A deep well (22.5 m), located on the eastern edge of Nablus, is venerated as the spot where Jesus encountered the Samaritan woman (John 4).
The existence of a well in the immediate vicinity of so many springs tends to confirm the traditional attribution to Jacob. When he bought land to settle down (Gen. 33:18-20) the water rights to the springs would have long been assigned; the only alternative to perpetual disputes was to find his own source of water. The same, of course, is true of any other latecomer.
About AD 380 a cruciform church was built, incorporating a baptistery associated with the exposed well-head. After destruction in the Samaritan uprising of 484 or 529, the church was rebuilt and survived until the C9. Early Crusader pilgrims speak of the well but not the church, which is first mentioned in 1175 as belonging to the Benedictine sisters of Bethany. Its construction may have been made possible by the patronage of Queen Melisande, founder of the abbey at Bethany, who was exiled to Nablus in 1152 and lived there until her death in 1161.

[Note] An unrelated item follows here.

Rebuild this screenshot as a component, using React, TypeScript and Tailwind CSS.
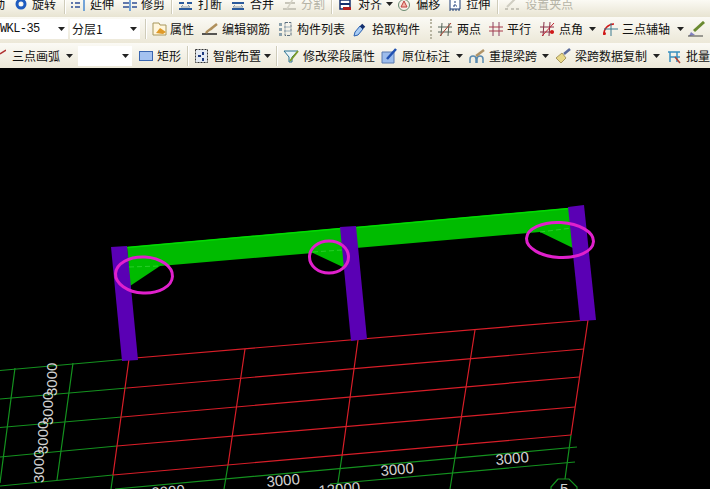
import type { ReactNode } from "react";

const Caret = ({ className = "" }: { className?: string }) => (
  <svg width="7" height="4" viewBox="0 0 7 4" className={`shrink-0 ${className}`}>
    <path d="M0 0h7L3.5 4z" fill="#222" />
  </svg>
);

const Sep = ({ className = "" }: { className?: string }) => (
  <div className={`h-[20px] w-[2px] shrink-0 border-l border-[#cfccba] bg-white ${className}`} />
);

function Tool({ icon, label, gap = "ml-1", off = false, className = "" }: { icon: ReactNode; label: string; gap?: string; off?: boolean; className?: string }) {
  return (
    <div className={`flex shrink-0 items-center ${className}`}>
      {icon}
      <span className={`${gap} whitespace-nowrap text-[12px] leading-none ${off ? "text-[#b5b3a6]" : "text-[#111]"}`}>{label}</span>
    </div>
  );
}

const Ico = ({ children, w = 16 }: { children: ReactNode; w?: number }) => (
  <svg width={w} height="16" viewBox={`0 0 ${w} 16`} fill="none" className="shrink-0">
    {children}
  </svg>
);

function Combo({ text, width, mono = false }: { text: string; width: string; mono?: boolean }) {
  return (
    <div className={`flex h-[20px] shrink-0 items-center justify-between bg-white pr-[3px] ${width}`}>
      <span className={`whitespace-nowrap text-[12px] text-[#111] ${mono ? "font-['Liberation_Mono'] tracking-[-0.6px]" : "pl-[2px]"}`}>{text}</span>
      <Caret />
    </div>
  );
}

// [x, y] at the left and right end of each red grid row
const rows = [
  [129, 358.5, 588, 320],
  [127, 388, 584, 349],
  [122, 417, 579, 377],
  [117, 446, 575, 407],
  [113, 475, 571, 435],
];

function Drawing() {
  return (
    <svg viewBox="0 69 710 420" className="h-[420px] w-[710px]" fontFamily="'Liberation Sans', sans-serif">
      {/* green axis lines */}
      <g stroke="#14921f" strokeWidth="1.200" fill="none">
        <path d="M0 370.500L129 359M0 399L127 388M0 427.500L122 417M0 457L117 446M0 486L113 475" />
        <path d="M15 368L0 483M73 363L57 480M113 475L111 489M228 465L224 489M342 456L337 489M457 445L450 489M571 435L565 479" />
        <path d="M115 489L577 447M330 484L575 462" />
        <path d="M558 479L569 479L577 487L577 489M558 479L551 487L551 489" />
      </g>
      {/* red grid */}
      <g stroke="#d81e28" strokeWidth="1.200" fill="none">
        {rows.map(([x1, y1, x2, y2]) => (
          <line key={y1} x1={x1} y1={y1} x2={x2} y2={y2} />
        ))}
        <path d="M129 359L113 475M245 349L228 465M358 340L342 456M475 330L457 445M588 320L571 435" />
      </g>
      {/* beams */}
      <polygon points="127,247 341,228 345,268 313,253 160,266 130,286" fill="#00bb00" />
      <polygon points="356,227 569,208 573,248 540,232 356,248" fill="#00bb00" />
      <path d="M127 247.500L341 228.500M356 227.500L569 208.500" stroke="#00dc00" strokeWidth="1.500" />
      <path d="M129 267L160 266M313 252L342 250M540 232L572 228" stroke="#33d233" strokeWidth="0.800" strokeDasharray="5 3" />
      {/* columns */}
      <g fill="#5a00b4">
        <polygon points="111,247 127,246 138,360 122,361" />
        <polygon points="340,227 356,226 367,339 351,341" />
        <polygon points="568,207 584,205 596,320 580,321" />
      </g>
      {/* markup */}
      <g stroke="#e020cc" strokeWidth="3" fill="none">
        <ellipse cx="144" cy="275" rx="28.500" ry="18" transform="rotate(3 144 275)" />
        <ellipse cx="329" cy="257" rx="19.500" ry="16" />
        <ellipse cx="560" cy="240" rx="33.500" ry="17.500" transform="rotate(3 560 240)" />
      </g>
      {/* dimensions */}
      <g fill="#d2d2d2" fontSize="15">
        <text transform="translate(57 396) rotate(-90)">3000</text>
        <text transform="translate(52.500 425) rotate(-90)">3000</text>
        <text transform="translate(48 454) rotate(-90)">3000</text>
        <text transform="translate(44 483) rotate(-90)">3000</text>
        <text transform="translate(152 498) rotate(-5)">3000</text>
        <text transform="translate(267 487) rotate(-5)">3000</text>
        <text transform="translate(381 476) rotate(-5)">3000</text>
        <text transform="translate(496 465) rotate(-5)">3000</text>
        <text transform="translate(319 496) rotate(-5)">12000</text>
        <text x="560" y="494">5</text>
      </g>
    </svg>
  );
}

export default function App() {
  return (
    <div className="flex h-[489px] w-[710px] flex-col overflow-hidden bg-black font-['Noto_Sans_CJK_SC',sans-serif]">
      <div className="flex h-[68px] shrink-0 flex-col overflow-hidden bg-[#f3f1e7]">
        {/* row 1, cut off by the window edge */}
        <div className="flex h-[17px] shrink-0 items-start overflow-hidden whitespace-nowrap bg-gradient-to-b from-[#fbfaf4] to-[#e8e4d2]">
          <div className="mt-[-6px] flex h-[20px] items-center">
            <span className="ml-[-7px] text-[12px] leading-none text-[#111]">动</span>
            <Tool
              className="ml-[10px]"
              gap="ml-[5px]"
              label="旋转"
              icon={<Ico w={12}><circle cx="6" cy="8" r="4" stroke="#1f5cc0" strokeWidth="3" /><path d="M6 7v3" stroke="#fff" strokeWidth="1.500" /></Ico>}
            />
            <Sep className="ml-[8px]" />
            <Tool className="ml-[5px]" label="延伸" icon={<Ico w={15}><path d="M0 7h2M4 7h5M0 11h2M4 11h5" stroke="#2f4f96" strokeWidth="1.500" /><path d="M13 1v14" stroke="#4a8ad0" strokeWidth="1.500" /></Ico>} />
            <Tool className="ml-[8px]" gap="ml-[3px]" label="修剪" icon={<Ico w={16}><path d="M1 7h6M10 7h5M1 11h6M10 11h5" stroke="#2f4f96" strokeWidth="1.500" /><path d="M8 1v14" stroke="#4a8ad0" strokeWidth="1.500" /></Ico>} />
            <Sep className="ml-[6px]" />
            <Tool className="ml-[5px]" gap="ml-[5px]" label="打断" icon={<Ico w={15}><path d="M1 7h5M9 7h5M1 13h13" stroke="#2a5a9c" strokeWidth="2" /><path d="M5 9l-2 2h9l-2-2" stroke="#8a9aa8" /></Ico>} />
            <Tool className="ml-[8px]" label="合并" icon={<Ico w={16}><path d="M2 7h12M2 13h12" stroke="#2a5a9c" strokeWidth="2" /><path d="M5 9l-2 2h10l-2-2" stroke="#8a9aa8" /></Ico>} />
            <Tool className="ml-[8px]" off label="分割" icon={<Ico w={15}><path d="M1 13h13M3 7h10" stroke="#c8c6ba" strokeWidth="2" /><path d="M11 3L5 13" stroke="#d4d2c6" strokeWidth="1.500" /></Ico>} />
            <Sep className="ml-[6px]" />
            <Tool className="ml-[6px]" gap="ml-[7px]" label="对齐" icon={<Ico w={12}><path d="M1 4h10v9H1z" stroke="#14306e" strokeWidth="1.500" fill="#fff" /><path d="M1 8h10" stroke="#14306e" strokeWidth="2" /><path d="M4 11h8v3H4z" fill="#b02020" /></Ico>} />
            <Caret className="ml-[4px]" />
            <Tool className="ml-[4px]" gap="ml-[5px]" label="偏移" icon={<Ico w={14}><circle cx="7" cy="9" r="5.500" stroke="#6a8a70" fill="#f6efe6" /><path d="M7 5l-3 6h6z" stroke="#c04040" fill="#f0b8a8" /></Ico>} />
            <Tool className="ml-[8px]" label="拉伸" icon={<Ico w={14}><path d="M2 1h7l3 3v9H2z" stroke="#1c3c78" fill="#fff" /><path d="M7 5v5M5 10h4M1 14h12" stroke="#1c3c78" strokeDasharray="2 1" /></Ico>} />
            <Sep className="ml-[7px]" />
            <Tool className="ml-[5px]" gap="ml-[5px]" off label="设置夹点" icon={<Ico w={16}><path d="M3 11L13 1" stroke="#d0cec2" strokeWidth="2" /><path d="M1 13h3M7 13h3M12 13h3" stroke="#b8b6aa" strokeWidth="1.500" /></Ico>} />
          </div>
        </div>

        {/* row 2 */}
        <div className="flex h-[26px] shrink-0 items-center whitespace-nowrap bg-gradient-to-b from-[#fbfaf5] to-[#ece8d8] pb-[2px]">
          <Combo mono text="WKL-35" width="w-[68px]" />
          <div className="ml-[2px]"><Combo text="分层1" width="w-[70px]" /></div>
          <Sep className="ml-[5px]" />
          <Tool className="ml-[5px]" gap="ml-[3px]" label="属性" icon={<Ico w={15}><path d="M1 2h6l1 2h6v10H1z" stroke="#a8975c" fill="#fff6dc" /><path d="M4 12l4-5 6 4-3 2z" fill="#e09a28" /></Ico>} />
          <Tool className="ml-[8px]" label="编辑钢筋" icon={<Ico w={16}><path d="M0 13h15" stroke="#222" strokeWidth="1.500" /><path d="M4 12c2-3 4-3 6-5l5-4" stroke="#b0905c" strokeWidth="2.500" /></Ico>} />
          <Tool className="ml-[8px]" gap="ml-[5px]" label="构件列表" icon={<Ico w={14}><path d="M1 2h3v3H1zM1 7h3v3H1zM1 12h3v3H1z" fill="#8aa0ac" /><path d="M7 1.500h6v13H7z" stroke="#5d7080" strokeDasharray="3 1" /><path d="M7 6h6M7 10h6" stroke="#9eb0bc" /></Ico>} />
          <Tool className="ml-[8px]" gap="ml-[6px]" label="拾取构件" icon={<Ico w={13}><path d="M1 15l1-4 5-6 3 3-5 6z" stroke="#2a60b0" fill="#a8ccf4" /><path d="M8 4l3 3" stroke="#14306e" strokeWidth="3.500" /></Ico>} />
          <div className="ml-[10px] h-[20px] w-[2px] shrink-0 border-l-2 border-dotted border-[#b8b5a2]" />
          <Tool className="ml-[6px]" gap="ml-[5px]" label="两点" icon={<Ico w={14}><path d="M4 2L3 15M11 2L10 15M0 6h14M0 11h14" stroke="#55655a" /><path d="M2 15L13 2" stroke="#a84030" /></Ico>} />
          <Tool className="ml-[8px]" label="平行" icon={<Ico w={14}><path d="M4 1v14M10 1v14" stroke="#8a4060" /><path d="M0 6h14M0 10h14" stroke="#a83848" /></Ico>} />
          <Tool className="ml-[9px]" label="点角" icon={<Ico w={15}><path d="M4 1L3 15M10 1L9 15M0 6h14M0 11h14" stroke="#8a3048" /><path d="M2 15L14 2" stroke="#c02030" /><circle cx="12" cy="11" r="2" fill="#d01818" /></Ico>} />
          <Caret className="ml-[6px]" />
          <Tool className="ml-[6px]" label="三点辅轴" icon={<Ico w={16}><path d="M2 14a10 10 0 0 1 10-11" stroke="#d01818" strokeWidth="1.500" /><circle cx="2.500" cy="12.500" r="1.500" fill="#d01818" /><path d="M9 2v13M2 8h14" stroke="#3a7a90" /></Ico>} />
          <Caret className="ml-[7px]" />
          <Tool className="ml-[4px]" label="" icon={<Ico w={18}><path d="M6 10L16 1" stroke="#6a8a30" strokeWidth="3" /><path d="M3 11l4 3-6 1z" fill="#8080c0" /><path d="M0 15h15" stroke="#444" /></Ico>} />
        </div>

        {/* row 3 */}
        <div className="flex h-[25px] shrink-0 items-center whitespace-nowrap bg-gradient-to-b from-[#fbfaf5] to-[#ece8d8] pt-[1px]">
          <Tool gap="ml-[6px]" label="三点画弧" icon={<Ico w={6}><path d="M0 6L6 2" stroke="#b03030" strokeWidth="1.500" /></Ico>} />
          <Caret className="ml-[6px]" />
          <div className="ml-[5px]"><Combo text="" width="w-[54px]" /></div>
          <Tool className="ml-[7px]" gap="ml-[4px]" label="矩形" icon={<Ico w={14}><rect x="0.500" y="3.500" width="13" height="9" fill="#a4c2f0" stroke="#3a66b0" /></Ico>} />
          <Sep className="ml-[6px]" />
          <Tool className="ml-[5px]" gap="ml-[4px]" label="智能布置" icon={<Ico w={15}><path d="M1.500 1.500h12v13h-12z" stroke="#333" strokeDasharray="2 1" fill="#e4eaf2" /><path d="M4 8h3M9 4v3M9 10v3" stroke="#1e3a80" strokeWidth="2" /></Ico>} />
          <Caret className="ml-[3px]" />
          <Sep className="ml-[5px]" />
          <Tool className="ml-[5px]" label="修改梁段属性" icon={<Ico w={16}><path d="M1 3h14L9 9v5H6V9z" stroke="#2a7090" fill="#e8f4f8" /><path d="M7 13L15 3" stroke="#7a9a2a" strokeWidth="2" /></Ico>} />
          <Tool className="ml-[6px]" gap="ml-[5px]" label="原位标注" icon={<Ico w={16}><path d="M1 4h12v11H1z" fill="#9cbcec" stroke="#5a7ab0" /><path d="M6 11L15 1" stroke="#2050b0" strokeWidth="2.500" /></Ico>} />
          <Caret className="ml-[6px]" />
          <Tool className="ml-[6px]" gap="ml-[4px]" label="重提梁跨" icon={<Ico w={16}><path d="M1 15v-4a3 3 0 0 1 6 0v4M8 15v-4a3 3 0 0 1 6 0v4" stroke="#5a8ab0" strokeWidth="1.500" /><path d="M7 8L15 2" stroke="#b09468" strokeWidth="2.500" /></Ico>} />
          <Caret className="ml-[5px]" />
          <Tool className="ml-[6px]" gap="ml-[4px]" label="梁跨数据复制" icon={<Ico w={16}><path d="M1 10l6-5 4 5-5 5z" fill="#e8d888" stroke="#a89860" /><path d="M9 6l6-5" stroke="#5a6a9a" strokeWidth="2.500" /></Ico>} />
          <Caret className="ml-[6px]" />
          <Tool className="ml-[7px]" gap="ml-[5px]" label="批量" icon={<Ico w={14}><path d="M1 4h12M3 9h10M3 4v10M10 4v10" stroke="#3a90c0" strokeWidth="1.500" /><path d="M8 9l5 6" stroke="#b04030" strokeWidth="1.500" /></Ico>} />
        </div>
      </div>
      <div className="h-px shrink-0 bg-black" />
      <Drawing />
    </div>
  );
}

The Greek Orthodox Church acquired the ruined site in 1860, and restored the crypt with the well to Christian use in 1893. The half-built church, like that on the Mount of Temptation, was a victim of the troubles that beset Greece and Russia during and after the 1914-18 war. It reflects the general lines of the Crusader church. The T-shape of the crypt and the steps leading down to it are medieval.